--- START SOURCE MATERIAL ---

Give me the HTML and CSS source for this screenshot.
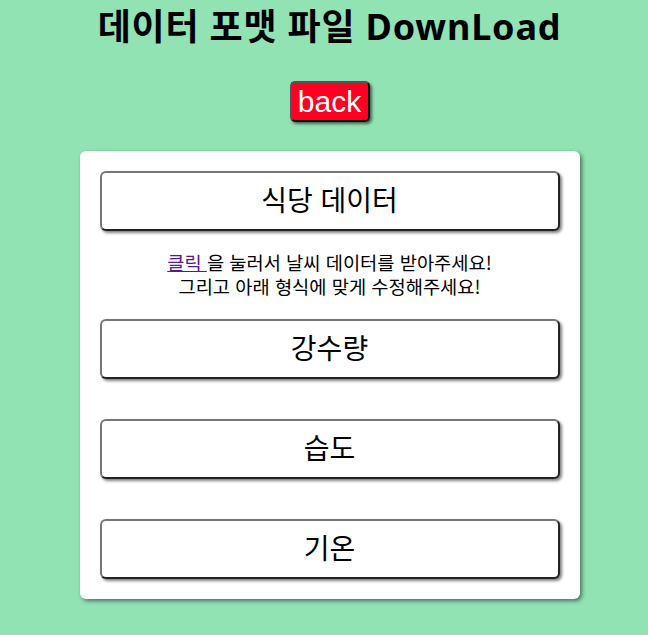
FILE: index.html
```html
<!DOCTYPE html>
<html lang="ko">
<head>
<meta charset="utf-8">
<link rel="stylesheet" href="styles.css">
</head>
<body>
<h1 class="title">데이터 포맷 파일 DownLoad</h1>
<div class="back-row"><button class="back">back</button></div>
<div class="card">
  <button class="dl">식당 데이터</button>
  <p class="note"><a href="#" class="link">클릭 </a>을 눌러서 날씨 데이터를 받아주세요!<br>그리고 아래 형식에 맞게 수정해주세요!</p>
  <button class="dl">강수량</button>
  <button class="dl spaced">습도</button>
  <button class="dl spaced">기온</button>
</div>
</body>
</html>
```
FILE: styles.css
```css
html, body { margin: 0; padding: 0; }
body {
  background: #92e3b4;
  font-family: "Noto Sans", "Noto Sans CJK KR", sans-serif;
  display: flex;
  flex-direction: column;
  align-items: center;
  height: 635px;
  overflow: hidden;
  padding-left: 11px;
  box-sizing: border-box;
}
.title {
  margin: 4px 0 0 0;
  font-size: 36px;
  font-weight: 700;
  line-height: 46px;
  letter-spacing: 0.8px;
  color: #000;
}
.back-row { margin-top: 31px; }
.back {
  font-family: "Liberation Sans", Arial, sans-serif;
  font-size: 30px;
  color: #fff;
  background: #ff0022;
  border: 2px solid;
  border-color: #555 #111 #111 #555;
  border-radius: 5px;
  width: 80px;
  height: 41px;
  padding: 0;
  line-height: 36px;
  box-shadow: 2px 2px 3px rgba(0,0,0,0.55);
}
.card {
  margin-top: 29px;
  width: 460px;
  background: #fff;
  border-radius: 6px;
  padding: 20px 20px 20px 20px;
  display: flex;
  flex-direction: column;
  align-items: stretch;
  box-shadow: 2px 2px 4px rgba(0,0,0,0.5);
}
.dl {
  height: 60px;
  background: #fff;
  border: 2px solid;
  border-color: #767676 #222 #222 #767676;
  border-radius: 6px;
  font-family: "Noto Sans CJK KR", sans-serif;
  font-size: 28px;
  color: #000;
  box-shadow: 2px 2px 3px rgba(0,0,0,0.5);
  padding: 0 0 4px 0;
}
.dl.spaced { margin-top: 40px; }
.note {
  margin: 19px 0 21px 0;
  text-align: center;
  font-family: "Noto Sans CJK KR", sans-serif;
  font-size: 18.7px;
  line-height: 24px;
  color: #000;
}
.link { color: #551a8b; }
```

--- END SOURCE MATERIAL ---

*TASK PROMPT:*
Write out again every line above exactly as given; the pictures do not belong in the copy.

*WRITTEN ANSWER:*
Give me the HTML and CSS source for this screenshot.
FILE: index.html
```html
<!DOCTYPE html>
<html lang="ko">
<head>
<meta charset="utf-8">
<link rel="stylesheet" href="styles.css">
</head>
<body>
<h1 class="title">데이터 포맷 파일 DownLoad</h1>
<div class="back-row"><button class="back">back</button></div>
<div class="card">
  <button class="dl">식당 데이터</button>
  <p class="note"><a href="#" class="link">클릭 </a>을 눌러서 날씨 데이터를 받아주세요!<br>그리고 아래 형식에 맞게 수정해주세요!</p>
  <button class="dl">강수량</button>
  <button class="dl spaced">습도</button>
  <button class="dl spaced">기온</button>
</div>
</body>
</html>
```
FILE: styles.css
```css
html, body { margin: 0; padding: 0; }
body {
  background: #92e3b4;
  font-family: "Noto Sans", "Noto Sans CJK KR", sans-serif;
  display: flex;
  flex-direction: column;
  align-items: center;
  height: 635px;
  overflow: hidden;
  padding-left: 11px;
  box-sizing: border-box;
}
.title {
  margin: 4px 0 0 0;
  font-size: 36px;
  font-weight: 700;
  line-height: 46px;
  letter-spacing: 0.8px;
  color: #000;
}
.back-row { margin-top: 31px; }
.back {
  font-family: "Liberation Sans", Arial, sans-serif;
  font-size: 30px;
  color: #fff;
  background: #ff0022;
  border: 2px solid;
  border-color: #555 #111 #111 #555;
  border-radius: 5px;
  width: 80px;
  height: 41px;
  padding: 0;
  line-height: 36px;
  box-shadow: 2px 2px 3px rgba(0,0,0,0.55);
}
.card {
  margin-top: 29px;
  width: 460px;
  background: #fff;
  border-radius: 6px;
  padding: 20px 20px 20px 20px;
  display: flex;
  flex-direction: column;
  align-items: stretch;
  box-shadow: 2px 2px 4px rgba(0,0,0,0.5);
}
.dl {
  height: 60px;
  background: #fff;
  border: 2px solid;
  border-color: #767676 #222 #222 #767676;
  border-radius: 6px;
  font-family: "Noto Sans CJK KR", sans-serif;
  font-size: 28px;
  color: #000;
  box-shadow: 2px 2px 3px rgba(0,0,0,0.5);
  padding: 0 0 4px 0;
}
.dl.spaced { margin-top: 40px; }
.note {
  margin: 19px 0 21px 0;
  text-align: center;
  font-family: "Noto Sans CJK KR", sans-serif;
  font-size: 18.7px;
  line-height: 24px;
  color: #000;
}
.link { color: #551a8b; }
```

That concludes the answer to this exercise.